Duplicate records create confusion for sales teams, distort reporting, and lead to poor customer experiences when individuals receive multiple communications. Organizations should implement a deduplication framework that identifies both exact duplicates and probable matches.

Testing before activation

Before launching new automation or AI workflows, teams should implement structured testing protocols. If you don’t already have a formal QA process, you can borrow from software testing principles:

A simple testing framework to follow:

Unit testing at the field-level to ensure that fields are populating correctly and validations rules are working.
Logic testing at the workflow level to ensure that leads route correctly and segments are pulling the right records.
Edge case testing to show what happens to incomplete records and conflicting data.
Volume testing to ensure that workflows can run batches before a full deployment and ensure that unexpected volume spikes don't cause failures before full deployment.
Rollback plan to revert changes in case something breaks or fails.

Helpful resources / frameworks to look into:

RevOps QA frameworks
Salesforce Sandbox / HubSpot test environments
Data observability tools (for ongoing monitoring)
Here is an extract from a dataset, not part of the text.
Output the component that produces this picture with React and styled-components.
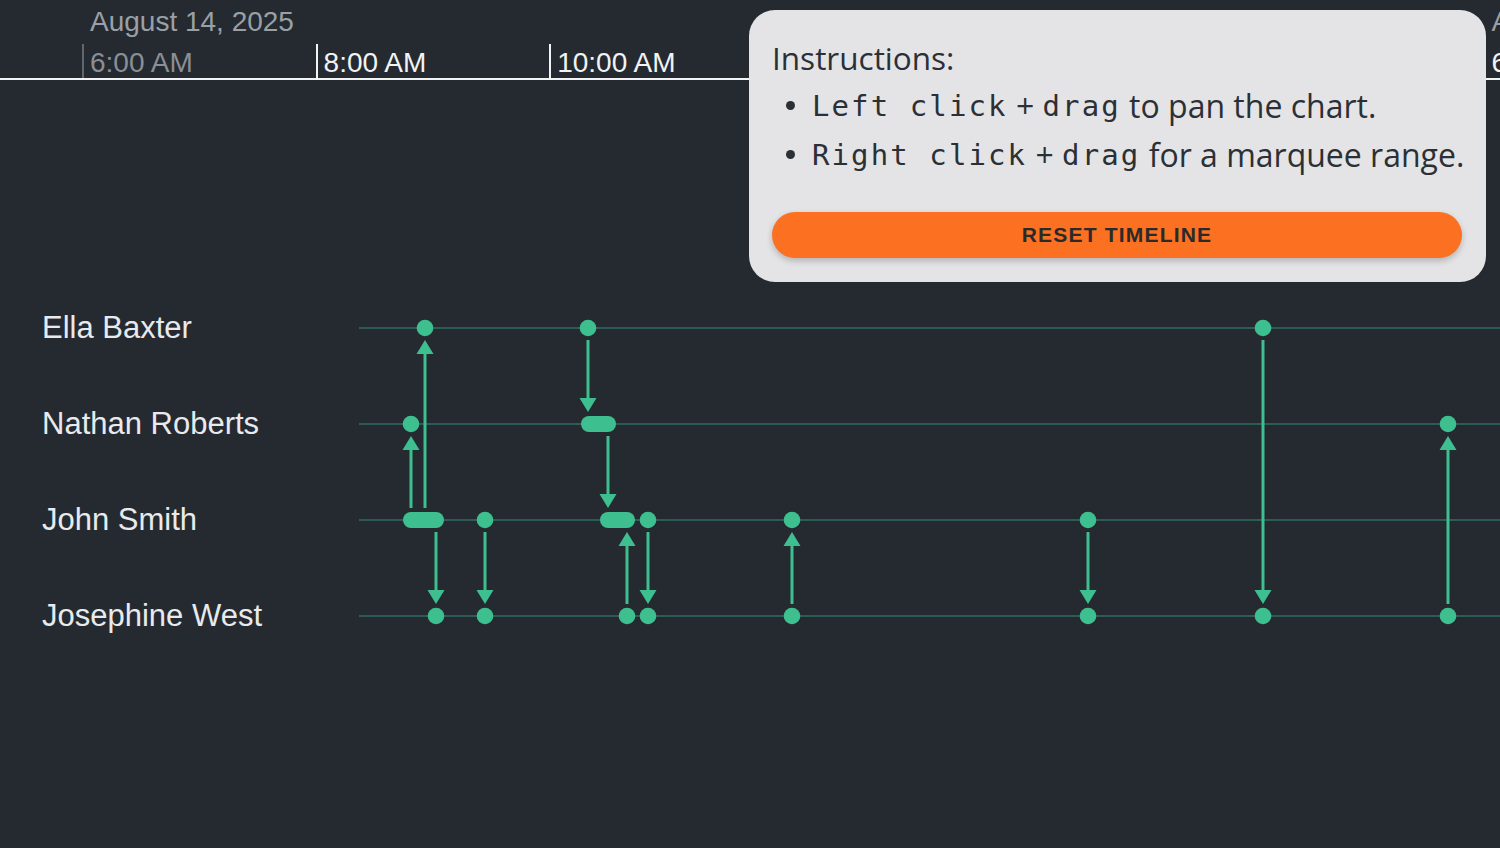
import React from 'react';
import styled, { createGlobalStyle } from 'styled-components';

const GREEN = '#3dbf8f';
const LANE = '#2d5c56';
const BG = '#252a31';

const GlobalStyle = createGlobalStyle`
  html, body {
    margin: 0;
    padding: 0;
    background: ${BG};
  }
  * {
    box-sizing: border-box;
  }
`;

const Page = styled.div`
  position: relative;
  width: 1500px;
  height: 848px;
  overflow: hidden;
  background: ${BG};
  font-family: 'Liberation Sans', Arial, sans-serif;
`;

const Axis = styled.div`
  display: flex;
  padding-left: 82px;
  border-bottom: 2px solid #f1f3f4;
  height: 80px;
`;

const TickColumn = styled.div`
  flex: 0 0 233.6px;
  display: flex;
  flex-direction: column;
`;

const DateLabel = styled.div`
  height: 46px;
  padding-left: 8px;
  font-size: 28px;
  line-height: 44px;
  color: #9aa0a6;
  white-space: nowrap;
`;

const TickMark = styled.div`
  flex: 1;
  border-left: 2px solid ${p => (p.dim ? '#62676d' : '#f1f3f4')};
  padding: 4px 0 0 6px;
  font-size: 28px;
  line-height: 30px;
  color: ${p => (p.dim ? '#8a8f95' : '#f1f3f4')};
  white-space: nowrap;
`;

const Lanes = styled.div`
  display: flex;
  margin-top: 200px;
`;

const LabelColumn = styled.div`
  flex: 0 0 359px;
  display: flex;
  flex-direction: column;
`;

const LaneLabel = styled.div`
  height: 96px;
  display: flex;
  align-items: center;
  padding-left: 42px;
  font-size: 31px;
  color: #e8eaed;
`;

const Panel = styled.div`
  position: absolute;
  top: 10px;
  right: 14px;
  width: 737px;
  height: 272px;
  padding: 27px 24px 24px 23px;
  border-radius: 26px;
  background: #e4e4e6;
  color: #2b3036;
  font-family: 'Open Sans', 'Noto Sans', sans-serif;
  display: flex;
  flex-direction: column;
`;

const Title = styled.div`
  font-size: 31.5px;
  line-height: 42px;
`;

const List = styled.ul`
  list-style: none;
  margin: 2px 0 0;
  padding: 0;
`;

const Item = styled.li`
  display: flex;
  align-items: center;
  height: 49px;
  font-size: 32px;
  white-space: nowrap;
  &::before {
    content: '';
    width: 9px;
    height: 9px;
    border-radius: 50%;
    background: #2b3036;
    margin: 0 17px 0 14px;
    flex: none;
  }
`;

const Code = styled.span`
  font-family: 'DejaVu Sans Mono', 'Liberation Mono', monospace;
  font-size: 29px;
  letter-spacing: 2.1px;
  white-space: pre;
`;

const Plain = styled.span`
  white-space: pre;
`;

const ResetButton = styled.button`
  margin-top: auto;
  height: 46px;
  width: 100%;
  border: none;
  border-radius: 23px;
  background: #fb7021;
  color: #2a2a2a;
  font-family: 'Liberation Sans', Arial, sans-serif;
  font-weight: bold;
  font-size: 21px;
  letter-spacing: 1.2px;
  box-shadow: 0 3px 6px rgba(0, 0, 0, 0.22);
  cursor: pointer;
`;

const ticks = [
  { label: '6:00 AM', dim: true, date: 'August 14, 2025' },
  { label: '8:00 AM' },
  { label: '10:00 AM' },
  { label: '12:00 PM' },
  { label: '2:00 PM' },
  { label: '4:00 PM' },
  { label: '6:00 PM', date: 'August 14, 2025' },
];

const people = ['Ella Baxter', 'Nathan Roberts', 'John Smith', 'Josephine West'];
const laneY = [48, 144, 240, 336];

// x in chart coords, lane index
const dots = [
  [66, 0], [229, 0], [904, 0],
  [52, 1], [1089, 1],
  [126, 2], [289, 2], [433, 2], [729, 2],
  [77, 3], [126, 3], [268, 3], [289, 3], [433, 3], [729, 3], [904, 3], [1089, 3],
];

// x1, x2, lane
const pills = [
  [44, 85, 2],
  [222, 257, 1],
  [241, 276, 2],
];

// x, from lane, to lane
const arrows = [
  [52, 2, 1],
  [66, 2, 0],
  [77, 2, 3],
  [126, 2, 3],
  [229, 0, 1],
  [249, 1, 2],
  [268, 3, 2],
  [289, 2, 3],
  [433, 3, 2],
  [729, 2, 3],
  [904, 0, 3],
  [1089, 3, 1],
];

const Arrow = ({ x, from, to }) => {
  const y0 = laneY[from];
  const y1 = laneY[to];
  const dir = y1 > y0 ? 1 : -1;
  const start = y0 + dir * 12;
  const tip = y1 - dir * 12;
  const base = tip - dir * 14;
  return (
    <g>
      <line x1={x} y1={start} x2={x} y2={base} stroke={GREEN} strokeWidth="3" />
      <polygon points={`${x},${tip} ${x - 8.5},${base} ${x + 8.5},${base}`} fill={GREEN} />
    </g>
  );
};

const Chart = () => (
  <svg width="1141" height="384" viewBox="0 0 1141 384">
    {laneY.map(y => (
      <line key={y} x1="0" y1={y} x2="1141" y2={y} stroke={LANE} strokeWidth="2" />
    ))}
    {arrows.map(([x, f, t], i) => (
      <Arrow key={i} x={x} from={f} to={t} />
    ))}
    {dots.map(([x, l], i) => (
      <circle key={i} cx={x} cy={laneY[l]} r="8.3" fill={GREEN} />
    ))}
    {pills.map(([a, b, l], i) => (
      <rect key={i} x={a} y={laneY[l] - 8} width={b - a} height="16" rx="8" fill={GREEN} />
    ))}
  </svg>
);

const App = () => (
  <Page>
    <GlobalStyle />
    <Axis>
      {ticks.map(t => (
        <TickColumn key={t.label}>
          <DateLabel>{t.date || ''}</DateLabel>
          <TickMark dim={t.dim}>{t.label}</TickMark>
        </TickColumn>
      ))}
    </Axis>
    <Lanes>
      <LabelColumn>
        {people.map(p => (
          <LaneLabel key={p}>{p}</LaneLabel>
        ))}
      </LabelColumn>
      <Chart />
    </Lanes>
    <Panel>
      <Title>Instructions:</Title>
      <List>
        <Item>
          <Code>Left click</Code>
          <Plain> + </Plain>
          <Code>drag</Code>
          <Plain> to pan the chart.</Plain>
        </Item>
        <Item>
          <Code>Right click</Code>
          <Plain> + </Plain>
          <Code>drag</Code>
          <Plain> for a marquee range.</Plain>
        </Item>
      </List>
      <ResetButton>RESET TIMELINE</ResetButton>
    </Panel>
  </Page>
);

export default App;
The key is to treat data workflows like product releases instead of one-time setups. Testing ensures that segmentation logic, enrichment processes, and automated workflows behave as expected. Without testing, small errors can quickly scale across the database and disrupt campaigns or outreach.

Key Takeaways

Improving data quality before deploying AI dramatically increases the likelihood of success. Here are four steps teams can take today:

Standardize field formats and naming conventions. Consistency is critical for automation and AI interpretation.
Implement validation rules for new records. Prevent bad data from entering the system.
Conduct a historical data cleanup. Remove duplicates, standardize fields, and enrich missing attributes.
Test workflows before go-live. Ensure segmentation, enrichment, and automation behave as expected.